Apple hat abgelehnt, das Thema vor der heutigen Keynote zu kommentieren. Beide Sicherheitsfunktionen haben jedoch wohl weniger damit zu tun, den Streit mit Strafverfolgungsbehörden zu vertiefen, als vielmehr mit einer anderen neuen Funktion des iPhone 8: Gesichtserkennung. Wie Facebooks leitender Sicherheitsmitarbeiter Alex Stamos in einem Tweet am Freitag andeutete, ist es wohl nicht die sicherste Authentifizierungsmethode, das iPhone mit seinem Gesicht zu entsperren. Die Polizei könnte es mit einem einfachen Foto austricksen.
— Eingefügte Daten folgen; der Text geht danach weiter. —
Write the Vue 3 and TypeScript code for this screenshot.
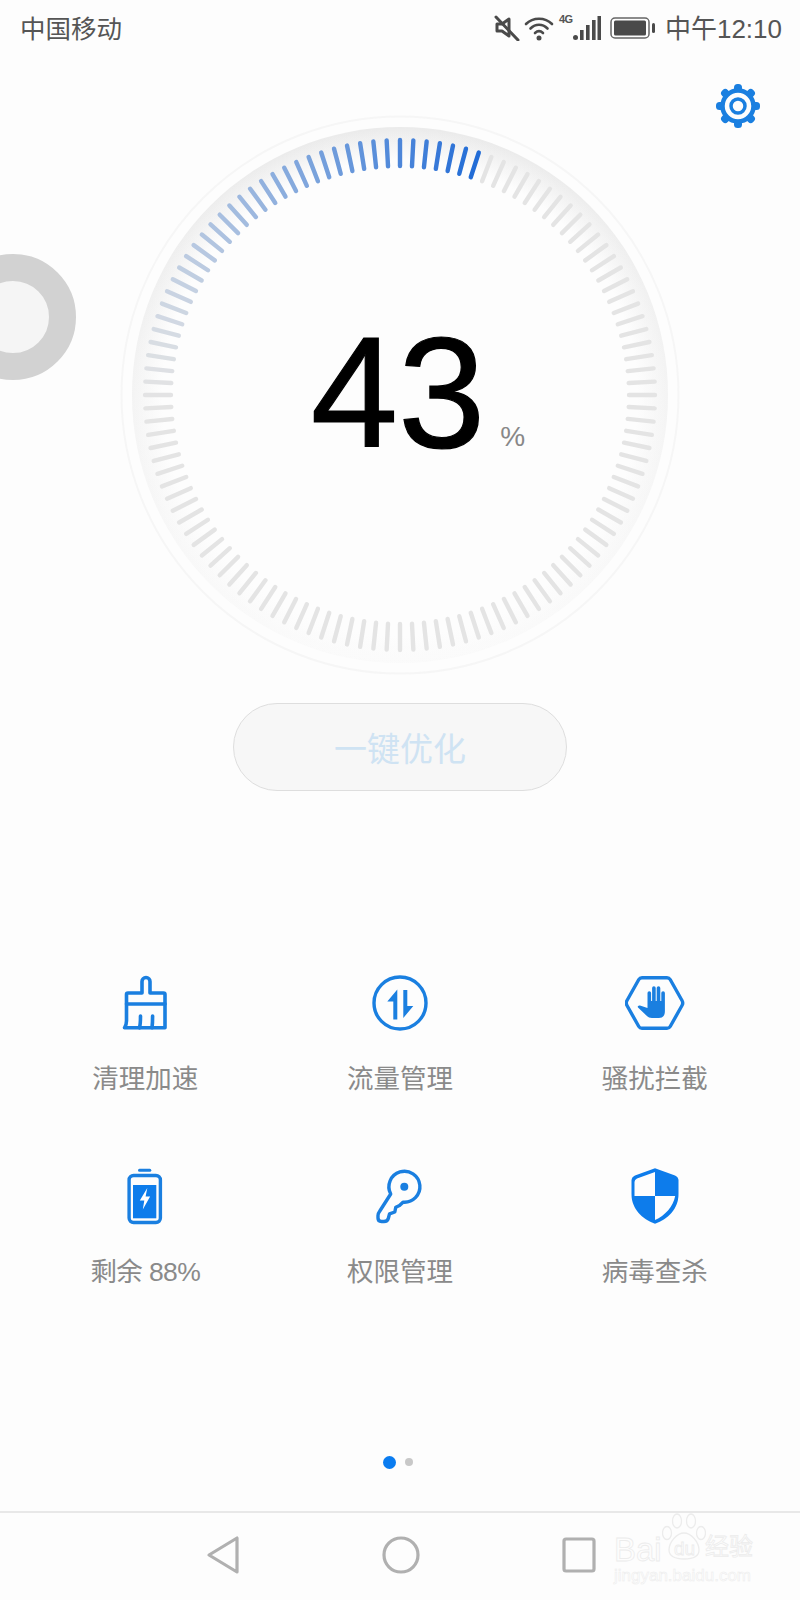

Die Gesichtserkennung und TouchID zu deaktivieren und dafür wieder einen Code zu nutzen, stellt zumindest eine Balance zwischen der Bequemlichkeit der Gesichtserkennung und deren Datenschutzrisiken her. „Apple kann so den Schutz vor Bedrohungen von Außen erhöhen, ohne die Benutzerfreundlichkeit zu gefährden“, sagt Weaver.

Mit anderen Worten: Das iPhone mit dem Gesicht oder Finger zu entsperren, mag zwar angenehm sein. Aber wenn das Telefon in fremde Hände gerät, gibt es zum Glück noch andere Funktionen, um die eigenen Daten zu schützen.